We compared the autocorrelation of the two random number generators
out to a lag of 20. Doing about 50 trials in each case, we found
that drand48 seemed to have a smaller dispersion than fsr, but that
it seemed to have more negative values of autocorrelation than
positive values. (I also passed around a similar graph from a test
of a linear congruential random number generator that had some much
larger values of the autorcorrelations for some lags.)
We created lists of random numbers as long as 250,000 and looked
at autocorrelations with lags as large as 250. We also histogrammed
the autocorrelations and found a distribution that appears Gaussian.

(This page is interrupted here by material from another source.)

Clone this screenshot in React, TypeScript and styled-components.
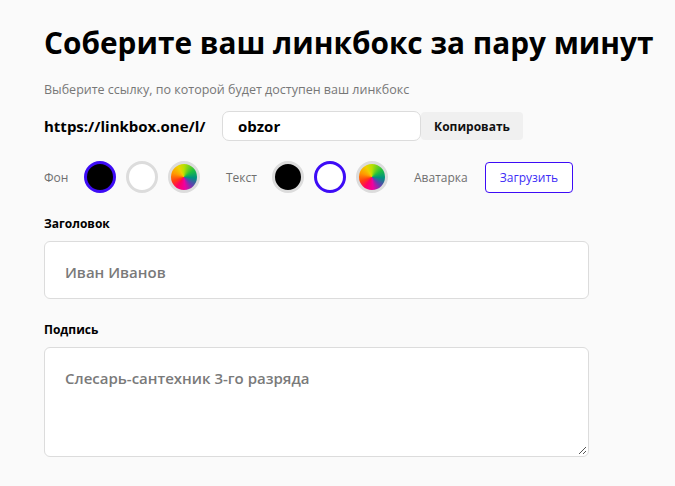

Understanding the Feedback Shift Register Random Number Generator
-----------------------------------------------------------------
We examined how the feedback shift register (FSR) code makes a new
random 28 bit integer every time it is called. The reason this random
number generator has a period longer than 2^28 is because the period
is determined by the entire state of the feedback shift register
which has about 140 bits.
We also used wikipedia to find a description of IEEE floating point
format. 23 bits are used to store the fractional value of a number.

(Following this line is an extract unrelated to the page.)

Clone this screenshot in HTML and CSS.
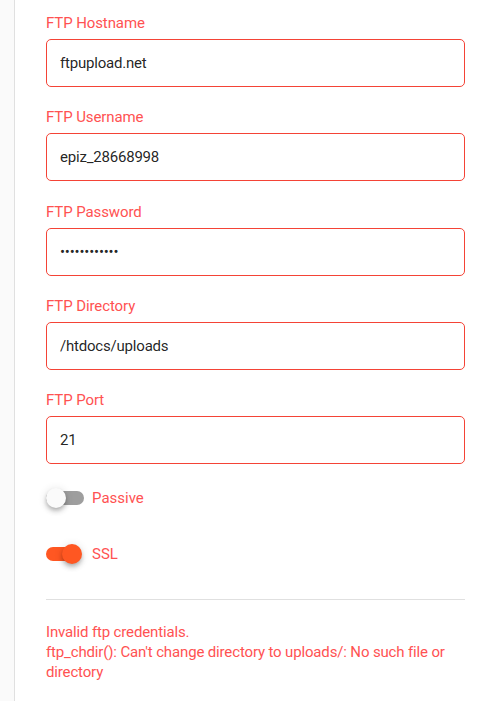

Feedback shift register random generators are based on bitwise exclusive
or operations. The recursion relation is
b_n = b_{n-p} ^ b_{n-q}
So the new bit depends on bits earlier in the sequence by p and q.

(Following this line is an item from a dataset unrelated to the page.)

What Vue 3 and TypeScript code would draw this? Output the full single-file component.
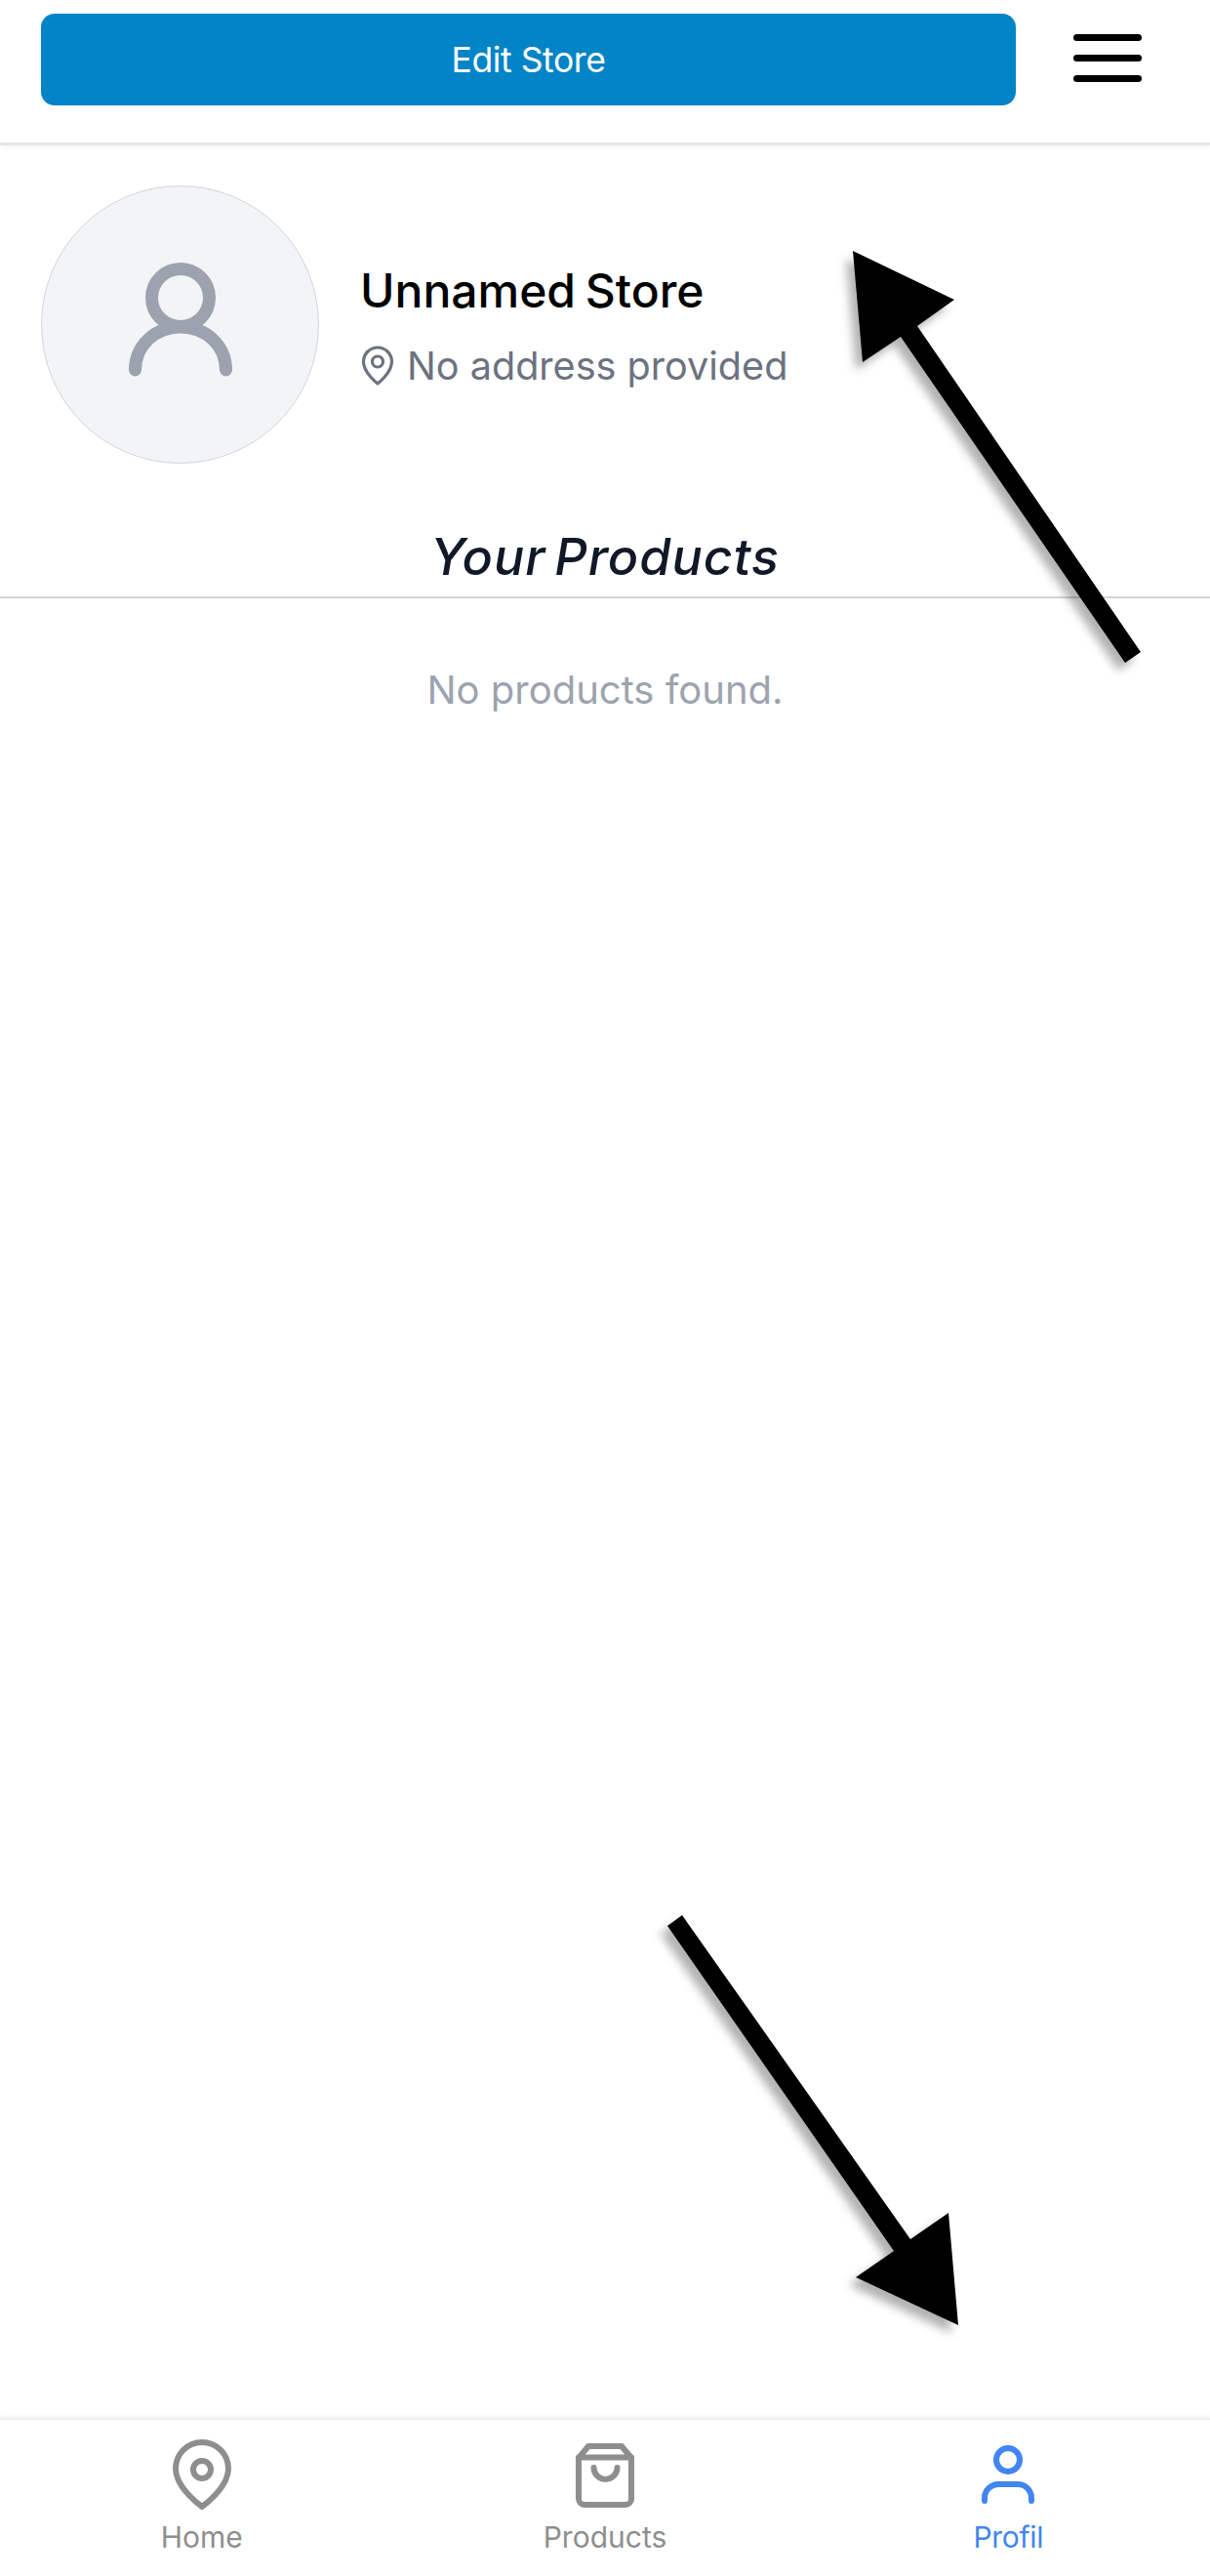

There are certain values of p and q that result in good randomness.
You can find good pairs of p and q in the book "Seminumerical
Algorithms" by Donald Knuth in Table 1. Our pair (p,q) = (97,127).
Within the code, 28 bits of each 32 bit word are used to store the
state of the FSR. rshift[1] to rshift[5] hold 140 bits of state.
The next 28 bits, numbered 141-168 are created in rshift[0].
Using b_n = b_{n-97} ^ b_{n-127}, we see that with n=141 we need
28 bit words starting with bit 44 (=141-97) and bit 14 (= 141-127).
Here are how the bits are stored in the rightmost 28 bits of rshift[i].
rshift[5] = 1-28
rshift[4] = 29-56
rshift[3] = 57-84
rshift[2] = 85-112
rshift[1] = 113-140
From the code, t2= (rshift[5]<<13))|(rshift[4]>>15)
contains the bits 14-41 that we need. In the C language x<> denotes a shift to the right.
We can get bits 44-56 from t1 = (rshift[4]<<15)|(rshift[3]>>13).
We then take the exclusive or of t1 and t2 and mask of the rightmost
28 bits. Finally, the shift register is moved to higher values,
dropping off the old value of rshift[5], and the new 28 bit integer
we created is divided by 2^28 to get a float between 0 and 1. All
the details can be found in ~sg/src/newfsr.c.
Other Sources of Random Numbers
-------------------------------
We briefly looked at Gnu Scientific Library documentation for their
random number generators. The URL is
http://www.gnu.org/software/gsl/manual/html_node/Random-Number-Generation.html
We also used Google to find the web pages
for SPRNG a set of Scalable Parallel Pseudo Random Number Generators:
http://sprng.cs.fsu.edu/
These routines can be used in parallel programs that require a different
(independent) stream of random numbers on each node.
I have a copy of the code in ~sg/src/sprng4.tar. The code is unpacked
in ~sg/src/sprng4/ . In the EXAMPLES subdirectory, I modified
sprng.cpp to create a large number of random numbers. The output of
a test is in the file apr3. I suggest learning more about sprng,
especially if you need random numbers on a parallel computer where
it is important to have independent random number streams.